Document Type

Article

Publication Title

University of Chicago Law Review

Volume

78

Publication Date

2011

Keywords

correlation-seeking

Abstract

The typical large corporation divides itself into numerous subsidiaries but then overrides the liability barriers between them by having the subsidiaries and the parent company cross-guarantee each other's major debts. Previous scholarly theories of the corporate group cannot explain why. The leading theory posits that the subsidiaries make it easier for creditors to evaluate risk because they enable each creditor to lend against a discrete asset pool within the broader enterprise. But any such efficiency would be undercut by the guarantees, which transmit credit risk across subsidiary boundaries. This Article argues that the combination of subsidiaries and intragroup guarantees reflects a type of shareholder opportunism termed correlation-seeking. Because the insolvency risks of the entities in the typical corporate group are highly correlated, the intragroup guarantees provide the group's shareholders with a one-way bet. The guarantees lower the interest rates on the guaranteed debts, thus enriching the shareholders as long as the group stays solvent.

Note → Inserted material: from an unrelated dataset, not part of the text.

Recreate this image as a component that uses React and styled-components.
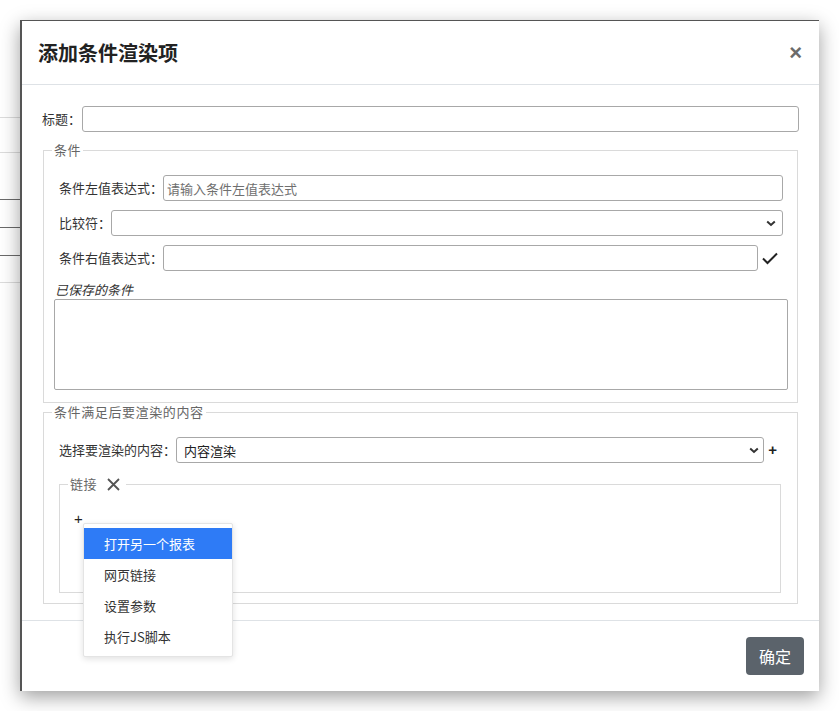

And if the group falls insolvent, the triggering of liability on the guarantees makes no difference to the shareholders, whose equity stakes are wiped out anyway. The guarantees instead dilute the recoveries of the group's nonguaranteed creditors. This separation of burden and benefit induces firms to form too many subsidiaries and to overuse guarantees, thereby undermining transparency, complicating bankruptcy proceedings, and introducing other distortions. Current fraudulent transfer doctrine perversely upholds those guarantees that are most likely to be overused. Doctrinal reform based on risk correlations would deter guarantee overuse and would reduce bankruptcy courts' dependence on the controversial remedy of substantive consolidation.